━━━ Data segment
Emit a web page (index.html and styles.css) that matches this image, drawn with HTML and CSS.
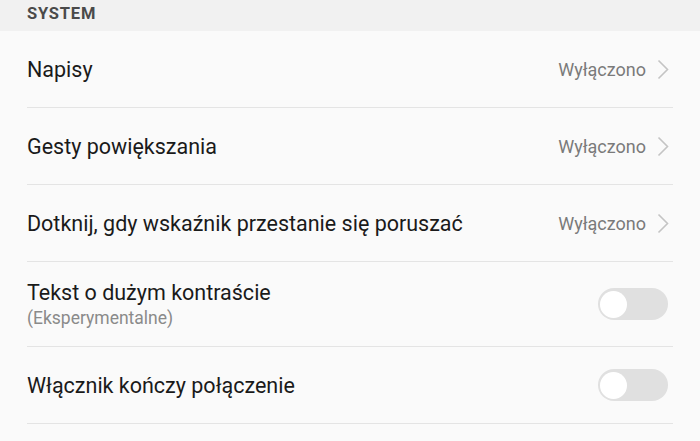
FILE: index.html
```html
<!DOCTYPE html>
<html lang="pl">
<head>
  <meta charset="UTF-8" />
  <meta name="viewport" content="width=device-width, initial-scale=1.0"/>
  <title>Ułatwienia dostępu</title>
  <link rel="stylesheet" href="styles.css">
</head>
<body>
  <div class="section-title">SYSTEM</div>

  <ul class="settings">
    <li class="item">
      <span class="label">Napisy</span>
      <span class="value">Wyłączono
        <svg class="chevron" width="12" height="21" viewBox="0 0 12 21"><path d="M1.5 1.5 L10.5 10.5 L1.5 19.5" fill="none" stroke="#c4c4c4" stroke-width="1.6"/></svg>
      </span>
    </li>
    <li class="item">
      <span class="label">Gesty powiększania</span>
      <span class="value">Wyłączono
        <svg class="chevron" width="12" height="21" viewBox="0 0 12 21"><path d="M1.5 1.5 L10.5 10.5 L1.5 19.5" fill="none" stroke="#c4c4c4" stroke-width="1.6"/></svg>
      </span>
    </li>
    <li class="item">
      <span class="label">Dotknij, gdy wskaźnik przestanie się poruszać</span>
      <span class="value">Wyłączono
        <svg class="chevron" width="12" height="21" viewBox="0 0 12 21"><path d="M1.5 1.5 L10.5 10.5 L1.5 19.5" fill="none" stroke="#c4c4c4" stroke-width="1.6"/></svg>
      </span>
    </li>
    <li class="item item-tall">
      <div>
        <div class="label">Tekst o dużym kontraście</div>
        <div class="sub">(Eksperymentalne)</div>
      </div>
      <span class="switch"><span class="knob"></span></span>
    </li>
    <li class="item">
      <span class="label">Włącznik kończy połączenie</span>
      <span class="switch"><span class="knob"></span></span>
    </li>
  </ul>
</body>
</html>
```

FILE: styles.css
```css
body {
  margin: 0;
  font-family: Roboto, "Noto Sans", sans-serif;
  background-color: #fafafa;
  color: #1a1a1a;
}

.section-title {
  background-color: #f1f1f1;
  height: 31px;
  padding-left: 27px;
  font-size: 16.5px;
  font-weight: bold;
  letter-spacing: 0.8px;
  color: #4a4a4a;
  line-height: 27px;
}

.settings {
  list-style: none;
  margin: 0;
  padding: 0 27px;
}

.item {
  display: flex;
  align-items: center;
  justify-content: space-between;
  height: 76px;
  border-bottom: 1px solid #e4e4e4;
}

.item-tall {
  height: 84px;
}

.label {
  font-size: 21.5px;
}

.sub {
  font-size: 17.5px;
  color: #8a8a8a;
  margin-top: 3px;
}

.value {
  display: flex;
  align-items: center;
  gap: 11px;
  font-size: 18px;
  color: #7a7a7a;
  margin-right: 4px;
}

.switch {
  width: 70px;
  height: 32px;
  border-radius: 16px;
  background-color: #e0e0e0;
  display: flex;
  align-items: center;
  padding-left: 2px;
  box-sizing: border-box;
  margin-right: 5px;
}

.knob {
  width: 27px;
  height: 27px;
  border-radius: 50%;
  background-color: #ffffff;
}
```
━━━━━━
### What is needed
Check each line above for "styles" and return the ones that have it.

### Exercise response
Emit a web page (index.html and styles.css) that matches this image, drawn with HTML and CSS.
  <link rel="stylesheet" href="styles.css">
FILE: styles.css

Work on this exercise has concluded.